— start —

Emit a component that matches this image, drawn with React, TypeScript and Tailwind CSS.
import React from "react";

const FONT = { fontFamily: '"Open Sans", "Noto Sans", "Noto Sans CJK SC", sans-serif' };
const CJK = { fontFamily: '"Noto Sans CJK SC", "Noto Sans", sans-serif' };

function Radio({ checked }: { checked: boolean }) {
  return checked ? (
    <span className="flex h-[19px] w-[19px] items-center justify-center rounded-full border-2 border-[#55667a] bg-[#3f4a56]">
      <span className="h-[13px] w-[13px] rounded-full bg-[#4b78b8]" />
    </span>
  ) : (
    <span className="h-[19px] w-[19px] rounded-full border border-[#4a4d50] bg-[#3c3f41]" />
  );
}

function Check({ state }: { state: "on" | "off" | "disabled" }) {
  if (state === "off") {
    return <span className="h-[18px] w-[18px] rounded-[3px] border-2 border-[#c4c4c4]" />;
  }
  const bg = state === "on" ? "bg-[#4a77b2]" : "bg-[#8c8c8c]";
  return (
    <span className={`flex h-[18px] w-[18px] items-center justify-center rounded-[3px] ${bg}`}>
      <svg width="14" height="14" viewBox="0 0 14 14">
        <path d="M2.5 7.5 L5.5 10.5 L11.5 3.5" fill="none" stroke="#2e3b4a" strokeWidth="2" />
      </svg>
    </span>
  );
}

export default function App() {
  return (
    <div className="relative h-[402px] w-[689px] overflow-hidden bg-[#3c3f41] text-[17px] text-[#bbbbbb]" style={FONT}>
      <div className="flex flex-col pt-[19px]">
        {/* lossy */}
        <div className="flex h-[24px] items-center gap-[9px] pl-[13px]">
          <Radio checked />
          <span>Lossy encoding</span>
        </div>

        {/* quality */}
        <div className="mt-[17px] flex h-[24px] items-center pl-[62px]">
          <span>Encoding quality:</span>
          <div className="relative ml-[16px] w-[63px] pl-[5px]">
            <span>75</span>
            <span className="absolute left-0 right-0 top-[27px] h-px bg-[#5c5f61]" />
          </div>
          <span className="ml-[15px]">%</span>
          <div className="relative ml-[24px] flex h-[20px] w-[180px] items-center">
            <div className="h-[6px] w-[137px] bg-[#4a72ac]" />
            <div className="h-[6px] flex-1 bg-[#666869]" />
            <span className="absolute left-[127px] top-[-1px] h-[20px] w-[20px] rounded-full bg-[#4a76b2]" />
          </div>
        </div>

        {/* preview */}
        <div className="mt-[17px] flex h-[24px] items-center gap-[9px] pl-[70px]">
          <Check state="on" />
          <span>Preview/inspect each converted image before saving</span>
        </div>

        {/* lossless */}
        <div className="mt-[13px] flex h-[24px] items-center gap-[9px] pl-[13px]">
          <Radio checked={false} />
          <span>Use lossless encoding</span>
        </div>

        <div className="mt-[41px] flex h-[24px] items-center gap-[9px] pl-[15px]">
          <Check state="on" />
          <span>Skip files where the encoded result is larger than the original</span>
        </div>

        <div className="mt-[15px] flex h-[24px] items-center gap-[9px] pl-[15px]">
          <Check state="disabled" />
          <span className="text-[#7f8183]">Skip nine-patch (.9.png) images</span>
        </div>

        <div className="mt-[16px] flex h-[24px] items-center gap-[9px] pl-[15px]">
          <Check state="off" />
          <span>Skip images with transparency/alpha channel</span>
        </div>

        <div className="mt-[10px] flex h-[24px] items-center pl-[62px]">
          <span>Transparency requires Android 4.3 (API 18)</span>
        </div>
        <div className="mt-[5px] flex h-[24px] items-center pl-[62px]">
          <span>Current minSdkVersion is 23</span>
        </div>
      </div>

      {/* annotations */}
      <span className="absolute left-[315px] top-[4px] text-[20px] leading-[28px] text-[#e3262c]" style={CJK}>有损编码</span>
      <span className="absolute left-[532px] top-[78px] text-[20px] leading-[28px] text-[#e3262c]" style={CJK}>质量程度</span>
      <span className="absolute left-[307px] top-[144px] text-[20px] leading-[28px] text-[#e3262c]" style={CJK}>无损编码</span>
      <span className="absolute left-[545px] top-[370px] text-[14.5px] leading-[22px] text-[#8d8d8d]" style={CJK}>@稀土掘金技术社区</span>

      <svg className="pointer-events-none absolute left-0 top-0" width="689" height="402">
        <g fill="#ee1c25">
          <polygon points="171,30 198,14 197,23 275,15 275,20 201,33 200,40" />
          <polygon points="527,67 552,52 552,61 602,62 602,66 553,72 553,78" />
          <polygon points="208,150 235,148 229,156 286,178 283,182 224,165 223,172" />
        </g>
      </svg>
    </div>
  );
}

— end —

Set task:
In the material above, find the lines that contain "React" and show them.

The result:
Emit a component that matches this image, drawn with React, TypeScript and Tailwind CSS.
import React from "react";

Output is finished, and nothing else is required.